With shows like Zindagi Kahe Smile Please, Kya Huaa Tera Vaada, Bade Acche Laggte Hain, Kuch Toh Kahenge, Humne Li Hai Shapath, Na Bole Tum Na Maine Kuch Kaha, Tum Dena Saath Mera et al having already set the innings on rolling, the programming mix has been spruced up with more drama.
While many in the industry say that the shift towards the urban backdrop is yet to happen completely, some say that the mixed bag of storylines and backdrops in the shows are a result of the need to present the viewer with stories with emotions and challenges in one package --the end result - increased TVRs.
Director Sumeet Mittal says, "Earlier, the television witnessed a wave of shows set in the rural backdrop. With many shows with different storylines to be launched, the viewer is getting to watch a mixed bag of content. And some shows have storylines that hop from rural backdrop to urban backdrop. This, in turn has shifted the focus on the story."
At the same time, director Gorky feels, the focus of a storyline now lies "in the growth of the character". This growth story is what shows are depicting, according to the industry. "Television has always been aspirational. Even when you see a show that deals with a hardcore rural backdrop one thing that's unanimous is the protagonist's role remains the same - to bring about a change," says Gorky who adds, "this change is obvious as we are changing. These changes just catapult them into a new settings. That is precisely what has happened in shows these days."

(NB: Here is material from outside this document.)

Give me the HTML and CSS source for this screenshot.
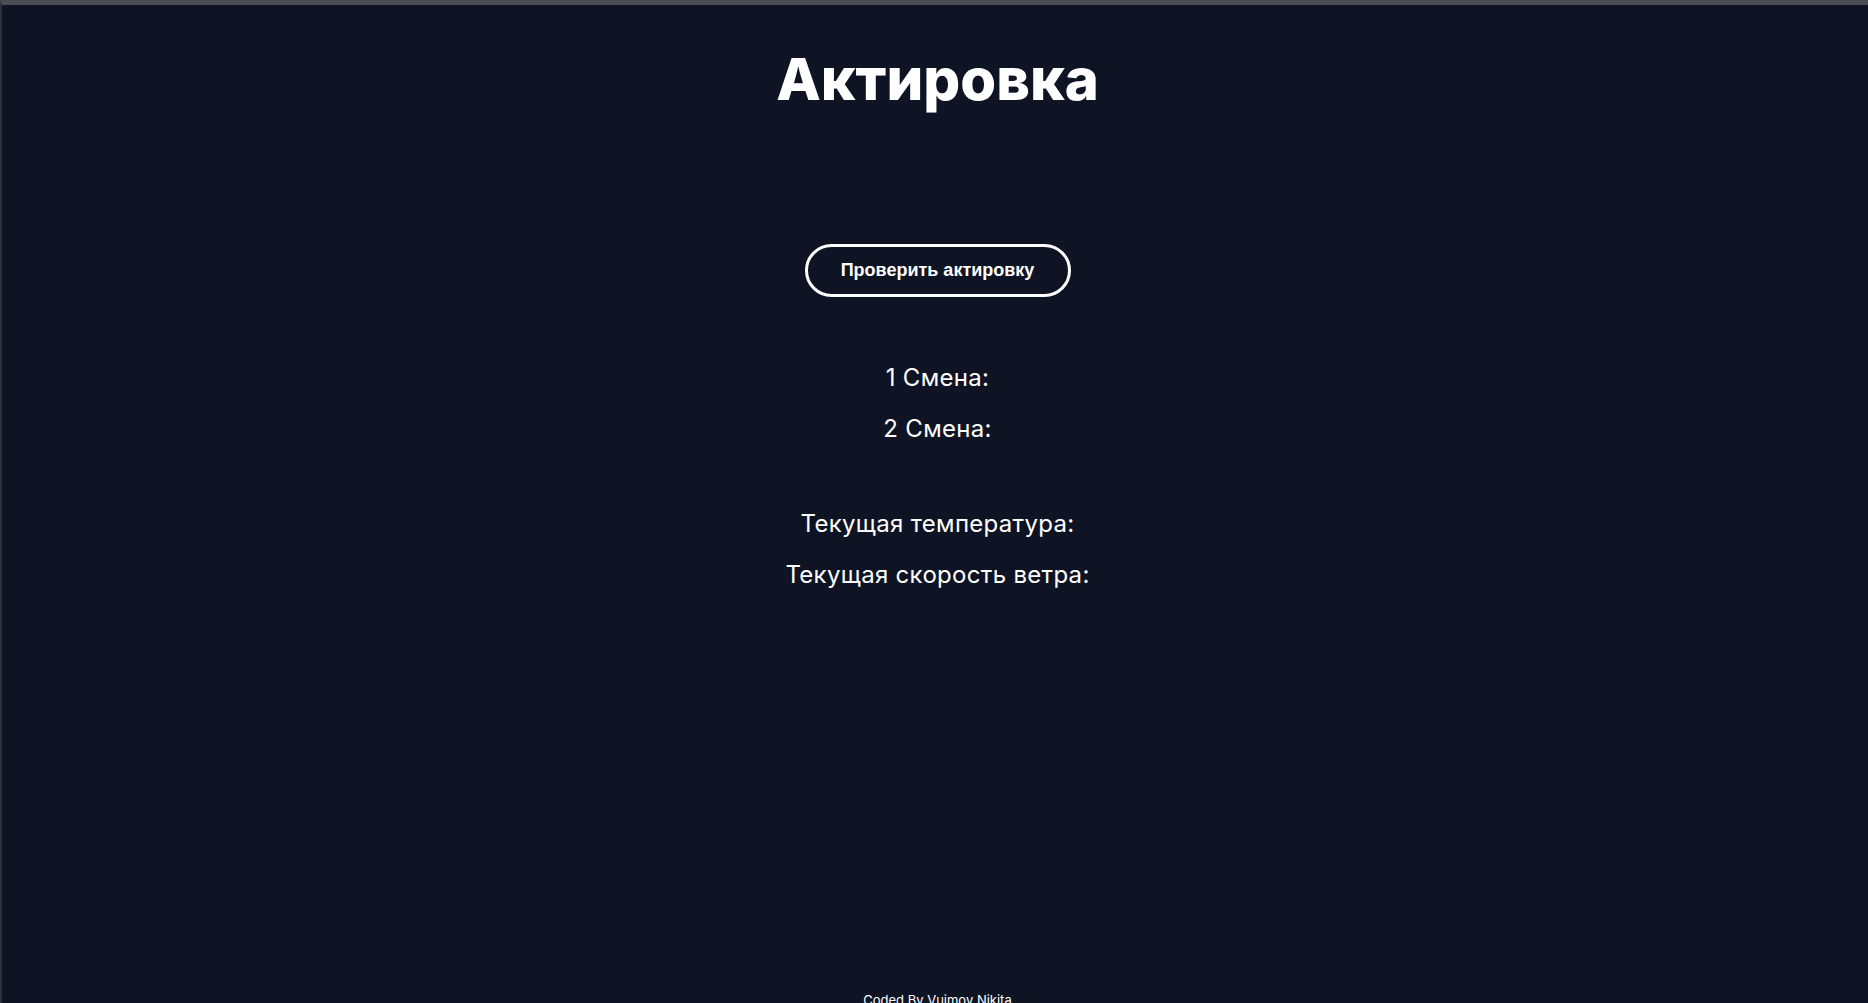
FILE: index.html
```html
<!DOCTYPE html>
<html lang="ru">
<head>
<meta charset="utf-8">
<title>Актировка</title>
<link rel="stylesheet" href="styles.css">
</head>
<body>
<div class="page">
  <main class="main">
    <h1 class="title">Актировка</h1>
    <button class="check-btn">Проверить актировку</button>
    <section class="shifts">
      <p class="line">1 Смена:</p>
      <p class="line">2 Смена:</p>
    </section>
    <section class="weather">
      <p class="line">Текущая температура:</p>
      <p class="line">Текущая скорость ветра:</p>
    </section>
  </main>
  <footer class="footer">Coded By Vujmov Nikita</footer>
</div>
</body>
</html>
```
FILE: styles.css
```css
html, body {
  margin: 0;
  padding: 0;
  height: 100%;
  overflow: hidden;
  background: #0f1424;
}
.page {
  box-sizing: border-box;
  height: 1003px;
  border-top: 5px solid #4b4c56;
  border-left: 2px solid #2f3038;
  padding-left: 5px;
  background: #0f1424;
  color: #ffffff;
  font-family: Inter, "Noto Sans", sans-serif;
  display: flex;
  flex-direction: column;
  align-items: center;
}
.main {
  flex: 1;
  display: flex;
  flex-direction: column;
  align-items: center;
}
.title {
  margin: 39px 0 0;
  font-family: Inter, "Noto Sans", sans-serif;
  font-size: 58px;
  font-weight: 800;
  line-height: 70px;
  letter-spacing: 0;
}
.check-btn {
  margin-top: 130px;
  width: 266px;
  height: 53px;
  border: 3px solid #ffffff;
  border-radius: 27px;
  background: transparent;
  color: #ffffff;
  font-family: "Liberation Sans", Arial, sans-serif;
  font-weight: bold;
  font-size: 18px;
  cursor: pointer;
}
.shifts {
  margin-top: 66px;
  display: flex;
  flex-direction: column;
  align-items: center;
  gap: 22px;
}
.weather {
  margin-top: 66px;
  display: flex;
  flex-direction: column;
  align-items: center;
  gap: 22px;
}
.line {
  margin: 0;
  font-size: 24px;
  line-height: 29px;
  font-weight: 400;
  letter-spacing: 0.3px;
}
.footer {
  font-family: Inter, "Noto Sans", sans-serif;
  font-size: 13px;
  line-height: 16px;
  margin-bottom: -5px;
}
```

While, to director Ravi Bhushan, variety and a deviation from the run-of-the-mill dramas, always give creative satisfaction not only to the director, but also to the crew of a show. "As technicians, we too want to get involved in something new and challenging. And the crew does not enjoy one particular storyline all the time," says Ravi Bhushan.
However, almost everyone unanimously eggs on coming up with storylines keeping the target audience in mind. And the target audience remain women, be it the rural market or the urban and small town markets so far as viewership is concerned. "The target viewer looks for more emotional connect. Thus stories are more into emotions rather than backdrop, to be more specific," says Sumeet.
This could possibly tell us why the gradual shift. "When the story is centred around bigger cities, the possibilities of showing challenges becomes more feasible. And hence the protagonist, most of the times, comes from smaller places. The dichotomy of people from the small towns, who are innocent and people from larger cities, who are selfish makes the plot more interesting," says Gorky.
It does not necessarily mean that rural centric shows will lose their stronghold. Ravi adds, "It's just a cycle. There will be another cycle where again the rural backdrop will be back. What matters these days is the emotional quotient. Each show gets its share of loyal viewership base."
With the programming mix getting its dose of emotional quotient, shows can expect to rake in more TVRs while channels can bank upon the formula to put content at the focal point.